When I launched there was nothing in the market that was quite like this. I was invited to 12 weddings that summer and went to 10 of them, and all I heard was women complaining about their shoes or taking them off, which you never should. It got me thinking that somebody should make beautiful and comfortable shoes. Nobody before Aquazzura was talking about comfort. That was a dirty word in fashion. To me, it became an integral part of the process. I think obviously the shoes need to be beautiful, because otherwise you won’t even touch them! But after that, you need to be able to walk in them, to wear them! Shoes are meant to be worn! If you remember five years ago, it was the height of the platform. Apart from the old school designers, the really young designers at the time were making such gimmicky, random, crazy stuff, that I just wanted to make beautiful elegant shoes.”
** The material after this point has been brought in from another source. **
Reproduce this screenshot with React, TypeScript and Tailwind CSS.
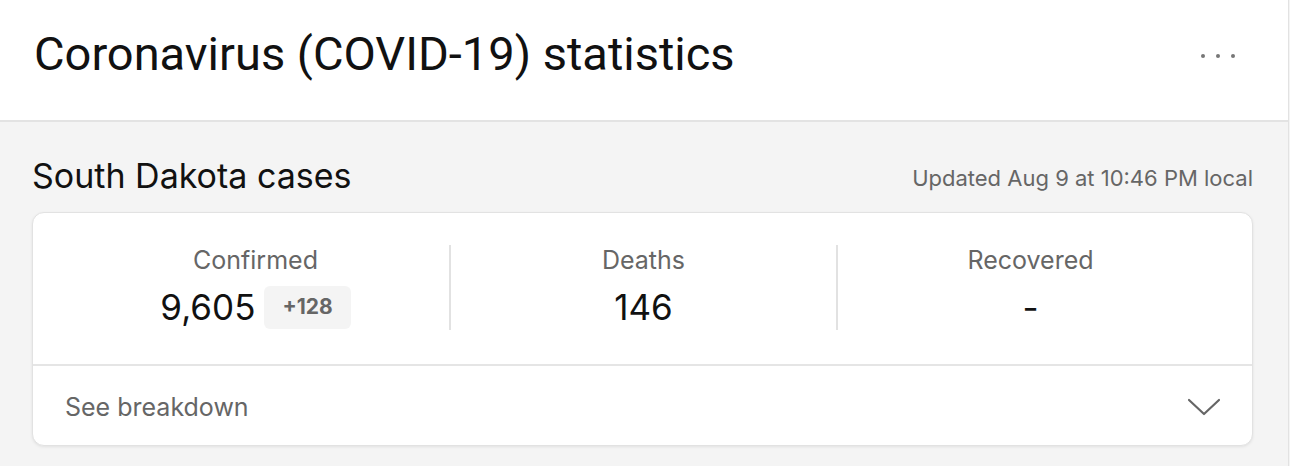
import React from 'react';

const stats = [
  { label: 'Confirmed', value: '9,605', delta: '+128' },
  { label: 'Deaths', value: '146' },
  { label: 'Recovered', value: '-' },
];

export default function App() {
  return (
    <div className="w-[1290px] h-[466px] bg-[#f4f4f4] overflow-hidden" style={{ fontFamily: 'Inter, Roboto, sans-serif' }}>
      <div className="w-[1289px] h-full border-r border-[#e2e2e2] flex flex-col">
        {/* Header */}
        <div className="h-[122px] shrink-0 bg-white border-b-2 border-[#e3e3e3] flex items-start justify-between pl-[34px] pr-[53px] pt-[26px]">
          <h1 className="text-[47px] leading-[56px] text-[#111]" style={{ fontFamily: 'Roboto, sans-serif' }}>
            Coronavirus (COVID-19) statistics
          </h1>
          <div className="flex items-center gap-[11px] mt-[28px]">
            <span className="w-[4px] h-[4px] rounded-full bg-[#777]" />
            <span className="w-[4px] h-[4px] rounded-full bg-[#777]" />
            <span className="w-[4px] h-[4px] rounded-full bg-[#777]" />
          </div>
        </div>

        {/* Region section */}
        <div className="flex-1 bg-[#f4f4f4] pl-[32px] pr-[35px] pt-[34px]">
          <div className="flex items-end justify-between">
            <h2 className="text-[34px] leading-[40px] text-[#111]">South Dakota cases</h2>
            <span className="text-[22px] leading-[26px] text-[#666] mb-[5px]">Updated Aug 9 at 10:46 PM local</span>
          </div>

          <div className="mt-[16px] bg-white border border-[#e2e2e2] rounded-[12px] shadow-[0_1px_3px_rgba(0,0,0,0.08)]">
            <div className="grid grid-cols-3 px-[29px] pt-[32px] pb-[34px]">
              {stats.map((s, i) => (
                <div key={s.label} className={`h-[85px] flex flex-col items-center ${i > 0 ? 'border-l-2 border-[#e2e2e2]' : ''}`}>
                  <span className="text-[25px] leading-[30px] text-[#666]">{s.label}</span>
                  <div className="flex items-center gap-[9px] mt-[10px]">
                    <span className="text-[35px] leading-[44px] text-[#111]">{s.value}</span>
                    {s.delta && (
                      <span className="h-[43px] px-[18px] flex items-center rounded-[6px] bg-[#f4f4f4] text-[21px] font-bold text-[#666]">
                        {s.delta}
                      </span>
                    )}
                  </div>
                </div>
              ))}
            </div>
            <div className="border-t-2 border-[#e5e5e5] h-[81px] flex items-center justify-between pl-[32px] pr-[31px]">
              <span className="text-[25px] text-[#666] mt-[4px]">See breakdown</span>
              <svg width="34" height="20" viewBox="0 0 34 20" fill="none" className="mt-[3px]">
                <path d="M2 3 L17 17 L32 3" stroke="#666" strokeWidth="2.2" strokeLinecap="round" strokeLinejoin="round" />
              </svg>
            </div>
          </div>
        </div>
      </div>
    </div>
  );
}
“I was in Capri on holiday, and I was actually staying at one of my favorite hotels in Italy.I just wanted a name that reminded me of summer in Italy, of Capri, of the water, of holiday, of something positive, of the dolce vita, in a way. I wanted my brand to be about enjoying yourself and being in a beautiful place, having an amazing experience. My favorite color is blue, and aquazzura means ‘blue water’. I was surrounded by blue water, and I wanted women to think of the summer and something happy. With the pineapple on the sole, I always collected pineapples and I love gold pineapples. In Western society, pineapples are a symbol of hospitality, but gold pineapples are actually from Chinese culture. They symbolize wealth and good fortune. I love the idea of wearing a lucky charm on your shoe.”



“The biggest inspiration is normally women. I love observing women. I actually think Instagram is a great tool because I’m able to see my clients. I do my own Instagram—they follow me and I follow them back. I see who they are, what they wear, where they’re going, what they’re wearing when they’re not wearing my shoes… And it’s so inspiring.”



“This collection started with a picture one of my Australian clients posted when she was going on a trip to Fiji, and she had packed her sandals. There’s something about the way that she had built her wardrobe to travel that was so interesting. Then it was about a Mediterranean trip and going to Ibiza with the jewelry, or going to Turkey or Greece with the patterns, and going to Mexico or Colombia with the pompoms. They’re supposed to be like evil eyes—again, like lucky charms.”



“The one I had to say firstly is to have a sexy thing, like an open toe bootie they can wear all year long—that they can go to work in, but can also go to a party in. Another is a good flat that can take you from day to night—one that’s sexy. A good flat shoe, not a sandal. And when you want to go on a date or a party, I would say a sexy, strappy shoe is a must.”



“Florence chose me. The thing is, if you want to make luxury goods, Florence is the center of the world for craftsmanship, leather and for beauty as well. It’s one of the most beautiful cities in the world and it’s absolutely inspiring to be there. We make everything not only in Italy, but in Tuscany, so being close to the tanneries and the artisans and factories… you can breathe it in. They can feel what I want, they’re able to interpret what I want because I’m close to them, I can see them on a daily basis when I’m there. And you can really feel it in the product—there is that relationship with craftsmanship and it shows through in the shoes. It’s not the same as working from New York or Paris and sending a fax or an email.”